Russia’s Sberbank in Europe faces closure after savers demand money

By Tom Sims, Alexandra Schwarz-Goerlich and Daria Sito-Sucic

FRANKFURT/VIENNA/SARAJEVO (Reuters) -The European arm of Sberbank, Russia’s biggest lender, faces failure, the European Central Bank (ECB) warned on Monday, after a run on its deposits sparked by the backlash from Russia’s invasion of Ukraine.

Western allies have taken unprecedented steps to isolate Russia’s economy and financial system, including sanctioning its central bank and excluding some of its lenders from the SWIFT messaging system, used for trillions’ of dollars of transactions.

Sberbank Europe and two other subsidiaries were set to fail, after “significant deposit outflows” linked to “geopolitical tensions”, according to the ECB. Austria’s Financial Market Authority imposed a moratorium on Sberbank Europe, which is based in the country.

Separately, Deutsche Boerse, the German stock exchange operator, said that it was suspending from trading a number of securities from Russian issuers with immediate effect. The list includes Sberbank.

“We’ve triggered a run on this kind of bank,” said Hans-Peter Burghof, a professor at the University of Hohenheim.

Western banks and their lawyers are scrambling to assess the impact of the wave of sanctions, which prompted Russia’s central bank to more than double its main interest rate on Monday and introduce some capital controls to try and stabilize the rouble.

Russia’s central bank stands ready to support the nation’s banking sector following the high demand for cash, its governor Elvira Nabiullina said.

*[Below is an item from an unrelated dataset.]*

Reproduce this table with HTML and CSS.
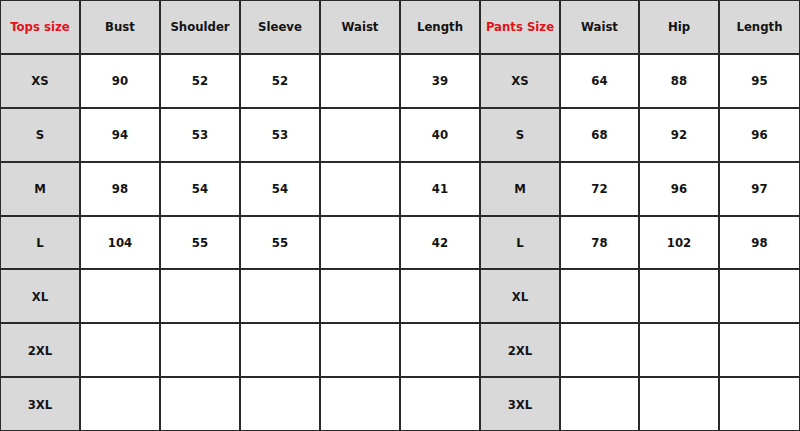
FILE: index.html
```html
<!DOCTYPE html>
<html>
<head>
<meta charset="utf-8">
<link rel="stylesheet" href="styles.css">
</head>
<body>
<div class="chart">
  <div class="c g red">Tops size</div><div class="c g">Bust</div><div class="c g">Shoulder</div><div class="c g">Sleeve</div><div class="c g">Waist</div><div class="c g">Length</div><div class="c g red">Pants Size</div><div class="c g">Waist</div><div class="c g">Hip</div><div class="c g">Length</div>

  <div class="c g">XS</div><div class="c">90</div><div class="c">52</div><div class="c">52</div><div class="c"></div><div class="c">39</div><div class="c g">XS</div><div class="c">64</div><div class="c">88</div><div class="c">95</div>

  <div class="c g">S</div><div class="c">94</div><div class="c">53</div><div class="c">53</div><div class="c"></div><div class="c">40</div><div class="c g">S</div><div class="c">68</div><div class="c">92</div><div class="c">96</div>

  <div class="c g">M</div><div class="c">98</div><div class="c">54</div><div class="c">54</div><div class="c"></div><div class="c">41</div><div class="c g">M</div><div class="c">72</div><div class="c">96</div><div class="c">97</div>

  <div class="c g">L</div><div class="c">104</div><div class="c">55</div><div class="c">55</div><div class="c"></div><div class="c">42</div><div class="c g">L</div><div class="c">78</div><div class="c">102</div><div class="c">98</div>

  <div class="c g">XL</div><div class="c"></div><div class="c"></div><div class="c"></div><div class="c"></div><div class="c"></div><div class="c g">XL</div><div class="c"></div><div class="c"></div><div class="c"></div>

  <div class="c g">2XL</div><div class="c"></div><div class="c"></div><div class="c"></div><div class="c"></div><div class="c"></div><div class="c g">2XL</div><div class="c"></div><div class="c"></div><div class="c"></div>

  <div class="c g">3XL</div><div class="c"></div><div class="c"></div><div class="c"></div><div class="c"></div><div class="c"></div><div class="c g">3XL</div><div class="c"></div><div class="c"></div><div class="c"></div>
</div>
</body>
</html>
```

FILE: styles.css
```css
html, body {
  margin: 0;
  padding: 0;
  background: #ffffff;
}
.chart {
  width: 800px;
  height: 431px;
  box-sizing: border-box;
  padding: 1px 1px 1px 1px;
  background: #2a2a2a;
  display: grid;
  grid-template-columns: 78px 78px 78px 78px 78px 78px 78px 77px 78px 1fr;
  grid-template-rows: repeat(8, 1fr);
  gap: 2px;
  font-family: "DejaVu Sans Condensed", "DejaVu Sans", sans-serif;
  font-weight: bold;
  font-size: 13px;
  color: #141414;
}
.c {
  background: #ffffff;
  display: flex;
  align-items: center;
  justify-content: center;
}
.g {
  background: #d9d9d9;
}
.red {
  color: #e3131b;
}
```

Shares of leading European banks sank with the European banking sector down 5.4%, steeper than a 1.9% fall for the Euro Stoxx index.

The market turmoil came as ceasefire talks between Russian and Ukrainian officials began on the Belarusian border on Monday and as Russia faced deepening economic isolation four days after invading Ukraine. Russia calls its actions in Ukraine a “special operation”.

European banks with significant operations in Russia were hit the hardest on Monday. Austria’s Raiffeisen Bank International fell 13.8% as it said it was working through the impact of sanctions.

“Our Russian subsidiary bank has a very strong liquidity position and is recording inflows,” RBI’s chief executive Johann Strobl said in a statement to Reuters.

The ECB’s warning extended to Sberbank subsidiaries in Croatia and Slovenia. Sberbank is majority owned by Russia.

The lender said in a statement that several of its subsidiaries saw “significant outflow of client deposits within a very short time” and that it was in close contact with regulators.

Sberbank’s branches in Slovenia were closed until Wednesday and services temporarily limited to card transactions with a withdrawal limit of 400 euros a day, the Slovenian central bank said on Monday.

The issue has disrupted government benefit payouts through Sberbank. Some 1,000 child welfare payments have been rejected, according to the nation’s labour ministry.

The Croatian central bank said depositors at Sberbank, which has about a 2% share of the country’s banking market, would be allowed to withdraw just under 1000 euros a day.

Sberbank Europe said in November it had reached a deal to sell its subsidiaries in Croatia, Slovenia, Hungary, Serbia and Bosnia and Herzegovina to a group including Serbia’s AIK bank and Slovenia’s Gorenjska bank.

Serbian regulators gave their consent on Monday, the only ones yet to do so. Gorenjska said it was no longer viable to proceed with the acquisition of Sberbank’s Slovenian subsidiary in the current situation.

Depository receipts of Sberbank on the London Stock Exchange were down 70%.